Eugene Buddhist Priory

“Temple of Boundless Compassion”


How to Find a Temple,
Practice Group, or Teacher

(from Chapter 7, “How to Find Out More,”
in Buddhism From Within
by Rev. Daizui MacPhillamy)

To make contact with a Buddhist temple or practice group in your area, try looking in a Buddhist directory, examining the telephone book, or searching the Internet using some of the following key words. It may also help to look under the foreign words given in parentheses, [as well as under “churches”]. Some temples and groups can also be found by looking for their announcements in the local newspaper or their fliers in libraries, community centers, bookstores, or vegetarian food stores.

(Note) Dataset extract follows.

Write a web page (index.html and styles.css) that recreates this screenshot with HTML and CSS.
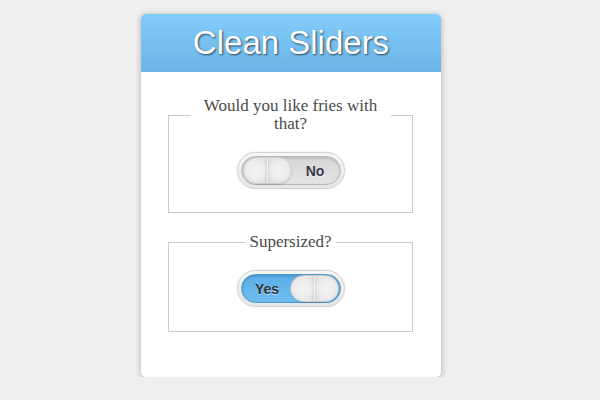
FILE: index.html
```html
<!DOCTYPE html>
<html>
<head>
<meta charset="utf-8">
<title>Clean Sliders</title>
<link rel="stylesheet" href="styles.css">
</head>
<body>
<div class="card">
  <h1 class="card-title">Clean Sliders</h1>
  <div class="card-body">
    <fieldset class="group">
      <legend class="group-legend">Would you like fries with that?</legend>
      <div class="toggle">
        <div class="track">
          <span class="knob"></span>
          <span class="label">No</span>
        </div>
      </div>
    </fieldset>
    <fieldset class="group">
      <legend class="group-legend">Supersized?</legend>
      <div class="toggle">
        <div class="track on">
          <span class="label">Yes</span>
          <span class="knob"></span>
        </div>
      </div>
    </fieldset>
  </div>
</div>
</body>
</html>
```
FILE: styles.css
```css
html, body {
  margin: 0;
  padding: 0;
  background: #efefef;
}
body {
  padding-top: 14px;
}
.card {
  width: 300px;
  margin-left: 141px;
  background: #fff;
  border-radius: 5px;
  box-shadow: 0 1px 6px rgba(0,0,0,0.28);
}
.card-title {
  margin: 0;
  height: 58px;
  line-height: 58px;
  text-align: center;
  font-family: "Liberation Sans", Arial, sans-serif;
  font-weight: normal;
  font-size: 33px;
  color: #fff;
  text-shadow: 1px 1px 2px rgba(0,0,0,0.65);
  background: linear-gradient(#82cdfb, #6bb4e7);
  border-radius: 5px 5px 0 0;
}
.card-body {
  padding: 25px 28px 45px 27px;
  display: flex;
  flex-direction: column;
  gap: 20px;
}
.group {
  margin: 0;
  padding: 19px 0 23px;
  border: 1px solid #cacaca;
}
.group + .group {
  padding-bottom: 24px;
}
.group-legend {
  margin: 0 auto;
  max-width: 200px;
  box-sizing: border-box;
  padding: 0 4px;
  text-align: center;
  font-family: "Liberation Serif", Georgia, serif;
  font-size: 17px;
  line-height: 18px;
  color: #4a4a4a;
}
.toggle {
  width: 108px;
  height: 37px;
  box-sizing: border-box;
  margin: 0 auto;
  padding: 3px;
  border: 1px solid #d2d2d2;
  border-radius: 19px;
  background: linear-gradient(#f6f6f6, #e6e6e6);
  box-shadow: 0 0 2px rgba(0,0,0,0.12);
}
.track {
  display: flex;
  align-items: center;
  height: 29px;
  box-sizing: border-box;
  padding: 0 1px;
  border: 1px solid #b9b9b9;
  border-radius: 15px;
  background: linear-gradient(#d6d6d6, #e4e4e4);
  box-shadow: inset 0 1px 3px rgba(0,0,0,0.18);
}
.track.on {
  border-color: #4a98cf;
  background: linear-gradient(#5aaee7, #6fbdf0);
}
.label {
  flex: 1;
  text-align: center;
  font-family: "Liberation Sans", Arial, sans-serif;
  font-weight: bold;
  font-size: 14px;
  color: #3a3a48;
  text-shadow: 0 1px 0 rgba(255,255,255,0.6);
}
.track.on .label {
  color: #2e3338;
  padding-left: 2px;
}
.knob {
  flex: none;
  width: 49px;
  height: 27px;
  box-sizing: border-box;
  border-radius: 14px;
  border: 1px solid #cbcbcb;
  background:
    radial-gradient(ellipse 12px 12px at 12px 50%, #f3f3f3 0, #eeeeee 65%, rgba(238,238,238,0) 100%),
    radial-gradient(ellipse 12px 12px at 35px 50%, #f3f3f3 0, #eeeeee 65%, rgba(238,238,238,0) 100%),
    linear-gradient(90deg, #e6e6e6 0, #e6e6e6 40%, #d8d8d8 48%, #f0f0f0 50%, #d8d8d8 52%, #e6e6e6 60%, #e6e6e6 100%);
  box-shadow: 0 1px 1px rgba(0,0,0,0.12);
}
```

Buddhism Use with additional key words found below, or with country names such as Burmese, Cambodian, Chinese, Japanese, Korean, Laotian, Sri Lankan, Thai, Tibetan, or Vietnamese. Also try variants such as ‘Buddhist.’
Gelugpa A school of the Tibetan branch of Buddhism.
Kagyu A school of the Tibetan branch of Buddhism.
Mahayana The family of Buddhism which is primarily practiced in Tibet, China, Korea, and Japan. Use additional words.
Meditation The practice of concentration and insight, most emphasized by the Theravada, Tibetan, and Zen schools. Use additional words.
Nyingma A school of the Tibetan branch of Buddhism.
Pure Land (C: Shin; J: Jodo Shin) a branch of Mahayana Buddhism which emphasizes devotion to Amitabha Buddha [C: O-mi-t’o-fo; J: Amida; T: ‘Od-dpag-tu-med-pa), the Buddha of Infinite Light].
Rinzai (C: Lin-chi) a school of Zen which emphasizes meditation and intuitive study of ancient stories of enlightenment (‘koans’).  Enlightenment (S. bodhi): full oneness with the truth, complete non-attachment; when continuous, called nirvana (P: nibbana).
Sakya A school of the Tibetan branch of Buddhism.
Soto (C: Ts’ao-Tung) a school of Zen which emphasizes meditation, mindful work, and precepts.
Theravada The family of Buddhism which is practiced primarily in Sri Lanka and Southeast Asia. It emphasizes meditation, study of the ancient texts, and precepts.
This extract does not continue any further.